The transaction will be structured as a “Scheme of Arrangement” under the UK regulatory framework, which facilitates a shorter timetable with a targeted closing date mid-July 2012. In case of a favourable vote from International Power minority shareholders, GDF Suez will own 100% of International Power shares.
With 1,541m outstanding shares not owned by GDF Suez, the cash outflow amounts to € 7.7bn. Additionally, dilutive instruments (convertible bonds, stock options, performance plan) will have an impact on net debt of € 0.6bn.
The IPR deal should be EPS accretive even after € 3.0bn in disposals and € 2.0-3.0bn saved via a scrip dividend (The French State and the GBL have already committed to elect for the scrip dividend option for two dividend payments). EPS accretion would have been 9% on pro-forma 2011 numbers, before additional disposals and stock dividend.
The deal will result in an increase in net earnings as the 30% minorities related to the part GDF Suez not held in IPR will disappear. As a result the 2012 net recurring Group share is revised upwards by € 200m to € 3.7-4.2bn (vs. € 3.5-4.0bn earlier guidance) since IPR will be fully integrated in the second semester. For the full year 2013, the increase will amount to ~ € 400m before additional disposals. On a per share basis and after disposals and scrip dividend, the transaction should be modestly accretive we believe.
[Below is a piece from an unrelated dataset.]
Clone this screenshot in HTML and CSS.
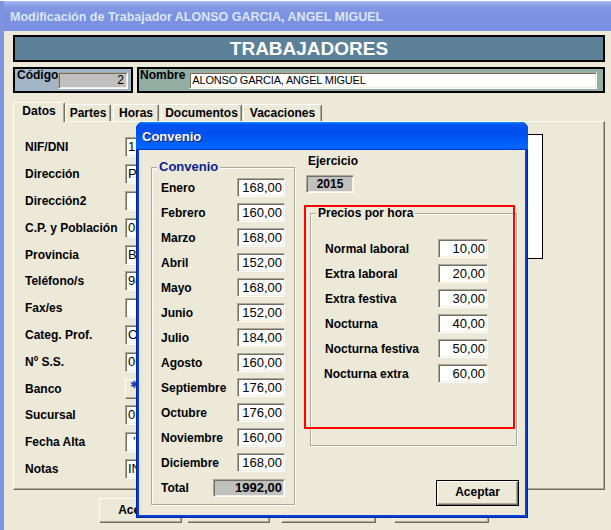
FILE: index.html
```html
<!DOCTYPE html>
<html lang="es">
<head>
<meta charset="utf-8">
<title>Modificación de Trabajador</title>
<link rel="stylesheet" href="styles.css">
</head>
<body>
<div class="win">
  <div class="wtitle">Modificación de Trabajador ALONSO GARCIA, ANGEL MIGUEL</div>
  <div class="client">
    <div class="banner">TRABAJADORES</div>
    <div class="idrow">
      <div class="codbox"><span class="lbl">Código</span><div class="fld codfld">2</div></div>
      <div class="nombox"><span class="lbl">Nombre</span><div class="fld namefld">ALONSO GARCIA, ANGEL MIGUEL</div></div>
    </div>
    <div class="tabs">
      <div class="tab sel t1">Datos</div>
      <div class="tab t2">Partes</div>
      <div class="tab t3">Horas</div>
      <div class="tab t4">Documentos</div>
      <div class="tab t5">Vacaciones</div>
    </div>
    <div class="panel">
      <div class="form">
        <span class="flbl">NIF/DNI</span><div class="fld ffld">12</div>
        <span class="flbl">Dirección</span><div class="fld ffld">P</div>
        <span class="flbl">Dirección2</span><div class="fld ffld"></div>
        <span class="flbl">C.P. y Población</span><div class="fld ffld">05</div>
        <span class="flbl">Provincia</span><div class="fld ffld">B</div>
        <span class="flbl">Teléfono/s</span><div class="fld ffld">94</div>
        <span class="flbl">Fax/es</span><div class="fld ffld"></div>
        <span class="flbl">Categ. Prof.</span><div class="fld ffld">O</div>
        <span class="flbl">Nº S.S.</span><div class="fld ffld">05</div>
        <span class="flbl">Banco</span><div class="fld ffld bank"><span class="bankico">✱</span></div>
        <span class="flbl">Sucursal</span><div class="fld ffld">0</div>
        <span class="flbl">Fecha Alta</span><div class="fld ffld"><span class="tick">'</span></div>
        <span class="flbl">Notas</span><div class="fld ffld">IN</div>
      </div>
      <div class="photo"></div>
    </div>
    <div class="btnrow">
      <div class="btn b1">Aceptar</div>
      <div class="btn b2"></div>
      <div class="btn b3"></div>
      <div class="btn b4"></div>
    </div>
  </div>
</div>

<div class="dlg">
  <div class="dtitle">Convenio</div>
  <div class="dbody">
    <div class="grp conv">
      <span class="legend navy">Convenio</span>
      <div class="mrow"><span>Enero</span><div class="fld mfld">168,00</div></div>
      <div class="mrow"><span>Febrero</span><div class="fld mfld">160,00</div></div>
      <div class="mrow"><span>Marzo</span><div class="fld mfld">168,00</div></div>
      <div class="mrow"><span>Abril</span><div class="fld mfld">152,00</div></div>
      <div class="mrow"><span>Mayo</span><div class="fld mfld">168,00</div></div>
      <div class="mrow"><span>Junio</span><div class="fld mfld">152,00</div></div>
      <div class="mrow"><span>Julio</span><div class="fld mfld">184,00</div></div>
      <div class="mrow"><span>Agosto</span><div class="fld mfld">160,00</div></div>
      <div class="mrow"><span>Septiembre</span><div class="fld mfld">176,00</div></div>
      <div class="mrow"><span>Octubre</span><div class="fld mfld">176,00</div></div>
      <div class="mrow"><span>Noviembre</span><div class="fld mfld">160,00</div></div>
      <div class="mrow"><span>Diciembre</span><div class="fld mfld">168,00</div></div>
      <div class="mrow"><span>Total</span><div class="fld totfld">1992,00</div></div>
    </div>
    <div class="rcol">
      <span class="ejlbl">Ejercicio</span>
      <div class="fld ejfld">2015</div>
      <div class="grp precios">
        <span class="legend">Precios por hora</span>
        <div class="prow"><span>Normal laboral</span><div class="fld pfld">10,00</div></div>
        <div class="prow"><span>Extra laboral</span><div class="fld pfld">20,00</div></div>
        <div class="prow"><span>Extra festiva</span><div class="fld pfld">30,00</div></div>
        <div class="prow"><span>Nocturna</span><div class="fld pfld">40,00</div></div>
        <div class="prow"><span>Nocturna festiva</span><div class="fld pfld">50,00</div></div>
        <div class="prow"><span class="nx">Nocturna extra</span><div class="fld pfld">60,00</div></div>
      </div>
      <div class="defbtn">Aceptar</div>
    </div>
  </div>
  <div class="redmark"></div>
</div>
</body>
</html>
```
FILE: styles.css
```css
* { box-sizing: border-box; }
body {
  margin: 0;
  width: 611px;
  height: 530px;
  overflow: hidden;
  position: relative;
  background: #fff;
  font-family: "Liberation Sans", Arial, sans-serif;
  font-size: 12px;
  color: #000;
}
.win {
  margin-top: 1px;
  height: 529px;
  border-left: 4px solid #7D93E0;
  background: #ECE9D8;
}
.wtitle {
  height: 30px;
  padding: 3px 0 0 6px;
  line-height: 27px;
  font-weight: bold;
  font-size: 12.5px;
  color: #DCE5F8;
  white-space: nowrap;
  background: linear-gradient(to bottom, #B3C3F3 0px, #97ACEC 2px, #8399E6 6px, #7B91E2 50%, #7C90E2 100%);
}
.client { padding: 4px 0 0 9px; }
.banner {
  width: 592px;
  height: 27px;
  border: 2px solid #000;
  background: #5B8098;
  color: #fff;
  font-weight: bold;
  font-size: 19px;
  line-height: 23px;
  text-align: center;
}
.idrow {
  display: flex;
  gap: 4px;
  margin-top: 5px;
  width: 592px;
  height: 26px;
}
.codbox, .nombox {
  border: 2px solid #000;
  display: flex;
  align-items: flex-start;
  padding: 0 3px 0 2px;
}
.codbox { width: 120px; background: #A3B6C8; }
.nombox { flex: 1; background: #93AFA4; padding-left: 1px; }
.lbl { font-weight: bold; font-size: 12px; line-height: 13px; }

.fld {
  height: 19px;
  background: #fff;
  border: 1px solid;
  border-color: #ACA899 #fff #fff #ACA899;
  box-shadow: inset 1px 1px 0 #716F64, inset -1px -1px 0 #F1EFE2;
  font-size: 13px;
  font-weight: normal;
  line-height: 17px;
  padding: 0 3px;
  white-space: nowrap;
  overflow: hidden;
}
.codfld {
  margin: 3px 0 0 auto;
  width: 70px;
  height: 17px;
  line-height: 15px;
  background: #C0C0C0;
  text-align: right;
  font-size: 12px;
}
.namefld {
  flex: 1;
  margin: 3px 3px 0 4px;
  height: 17px;
  line-height: 15px;
  font-size: 11px;
  letter-spacing: -0.2px;
  padding-left: 2px;
}

.tabs {
  display: flex;
  align-items: flex-end;
  margin-top: 9px;
  height: 19px;
}
.tab {
  height: 17px;
  background: #ECE9D8;
  border-top: 1px solid #fff;
  border-left: 1px solid #fff;
  border-right: 1px solid #716F64;
  box-shadow: inset -1px 0 0 #ACA899;
  border-radius: 2px 2px 0 0;
  font-weight: bold;
  font-size: 12px;
  line-height: 16px;
  text-align: center;
}
.tab.sel {
  height: 20px;
  margin-bottom: -1px;
  position: relative;
  z-index: 1;
  line-height: 17px;
}
.t1 { width: 52px; }
.t2 { width: 46px; margin-left: 0; }
.t3 { width: 46px; margin-left: 2px; }
.t4 { width: 81px; margin-left: 2px; }
.t5 { width: 79px; margin-left: 1px; }

.panel {
  width: 592px;
  height: 369px;
  border-top: 1px solid #fff;
  border-left: 1px solid #fff;
  border-right: 1px solid #716F64;
  border-bottom: 1px solid #716F64;
  box-shadow: inset -1px -1px 0 #ACA899;
  padding: 12px 0 0 11px;
  display: flex;
  align-items: flex-start;
}
.form {
  display: grid;
  grid-template-columns: 100px 200px;
  grid-auto-rows: 26.8px;
  align-items: center;
}
.flbl { font-weight: bold; font-size: 12px; white-space: nowrap; }
.ffld { height: 20px; line-height: 18px; padding-left: 2px; }
.bank { border-color: #fff #716F64 #716F64 #fff; box-shadow: inset -1px -1px 0 #ACA899; background: #ECE9D8; }
.bankico { color: #1D3FB8; font-size: 10px; line-height: 10px; vertical-align: top; margin-left: 2px; }
.tick { margin-left: 5px; }
.photo {
  margin-left: auto;
  margin-right: 61px;
  width: 150px;
  height: 125px;
  background: #fff;
  border: 1px solid #000;
}

.btnrow {
  display: flex;
  margin-top: 8px;
  padding-left: 86px;
}
.btn {
  height: 25px;
  background: #ECE9D8;
  border: 1px solid;
  border-color: #fff #716F64 #716F64 #fff;
  box-shadow: inset -1px -1px 0 #ACA899;
  font-weight: bold;
  font-size: 12px;
  line-height: 22px;
  text-align: center;
}
.b1 { width: 83px; }
.b2 { width: 83px; margin-left: 5px; }
.b3 { width: 95px; margin-left: 11px; }
.b4 { width: 95px; margin-left: 18px; }

/* Dialog window */
.dlg {
  position: absolute;
  left: 136px;
  top: 122px;
  width: 392px;
  height: 396px;
  padding: 0 3px 3px;
  background: #0A40D8;
  border-radius: 7px 7px 0 0;
  box-shadow: inset 0 0 0 1px #0022A6;
  display: flex;
  flex-direction: column;
}
.dtitle {
  height: 28px;
  margin: 0 -3px;
  padding: 2px 0 0 6px;
  border-radius: 7px 7px 0 0;
  background: linear-gradient(180deg, #0997ff, #0053ee 8%, #0050ee 40%, #06f 88%, #06f 93%, #005bff 95%, #003dd7 96%, #003dd7);
  color: #fff;
  font-weight: bold;
  font-size: 13px;
  line-height: 26px;
  text-shadow: 1px 1px 0 #0A1E80;
}
.dbody {
  flex: 1;
  background: #ECE9D8;
  display: flex;
  align-items: flex-start;
  padding-left: 12px;
}
.grp {
  position: relative;
  border: 1px solid #ACA899;
  box-shadow: inset 1px 1px 0 #fff, 1px 1px 0 #fff;
}
.legend {
  position: absolute;
  top: -8px;
  left: 5px;
  padding: 0 2px;
  background: #ECE9D8;
  font-weight: bold;
  font-size: 12px;
  line-height: 14px;
  white-space: nowrap;
}
.navy { color: #0B1F8E; font-size: 13px; }
.conv {
  margin-top: 17px;
  width: 144px;
  padding: 7px 9px 4px 9px;
}
.mrow {
  height: 25px;
  display: flex;
  align-items: center;
  justify-content: space-between;
  font-weight: bold;
  font-size: 12px;
}
.mfld { width: 48px; text-align: right; padding-right: 2px; }
.totfld {
  width: 72px;
  height: 18px;
  line-height: 16px;
  background: #C0C0C0;
  text-align: right;
  font-weight: bold;
  padding-right: 2px;
}
.rcol {
  margin-left: 11px;
  width: 219px;
  padding-top: 4px;
  display: flex;
  flex-direction: column;
  align-items: flex-start;
}
.ejlbl { margin-left: 2px; font-weight: bold; font-size: 12px; line-height: 14px; }
.ejfld {
  margin-top: 7px;
  width: 48px;
  height: 18px;
  line-height: 16px;
  background: #C0C0C0;
  text-align: center;
  font-weight: bold;
  font-size: 12px;
}
.precios {
  margin: 20px 0 0 4px;
  width: 207px;
  padding: 22px 28px 59px 14px;
}
.prow {
  height: 25px;
  display: flex;
  align-items: center;
  justify-content: space-between;
  font-weight: bold;
  font-size: 12px;
}
.nx { margin-left: -1px; }
.pfld { width: 50px; text-align: right; padding-right: 2px; }
.defbtn {
  align-self: flex-end;
  margin: 34px 6px 0 0;
  width: 83px;
  height: 26px;
  border: 1px solid #000;
  background: #ECE9D8;
  box-shadow: inset 1px 1px 0 #fff, inset -1px -1px 0 #716F64, inset -2px -2px 0 #ACA899;
  font-weight: bold;
  font-size: 12px;
  line-height: 23px;
  text-align: center;
}
.redmark {
  position: absolute;
  left: 168px;
  top: 83px;
  width: 211px;
  height: 224px;
  border: 2px solid #f00;
}
```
GDF Suez revised upwards its capex guidance within fast growing markets to 40%-50% of the Group’s total gross capex in the medium term vs. 30% today. GDF Suez will get access to all IPR cash, Net debt/EBITDA will remain below 2.5x (post disposals and scrip dividend), while the dividend for 2012 will at least remain at the level of the dividend of 2011. As a result of the deal, GDF Suez should accelerate the development to high growth areas, enhance the group's growth profile, gain full control of the global portfolio mix, capture full earnings contribution of the large project pipeline and have a simplified and focused group structure.
Via IPR, investors were able to have a direct exposure to fast growing markets, while minorities significantly diluted GDF Suez’ net profit. Post the transaction, GDF Suez should be able to capture the full opportunities of this growth story, while simplifying its Group structure. We stick to our Hold rating and € 21/sh TP.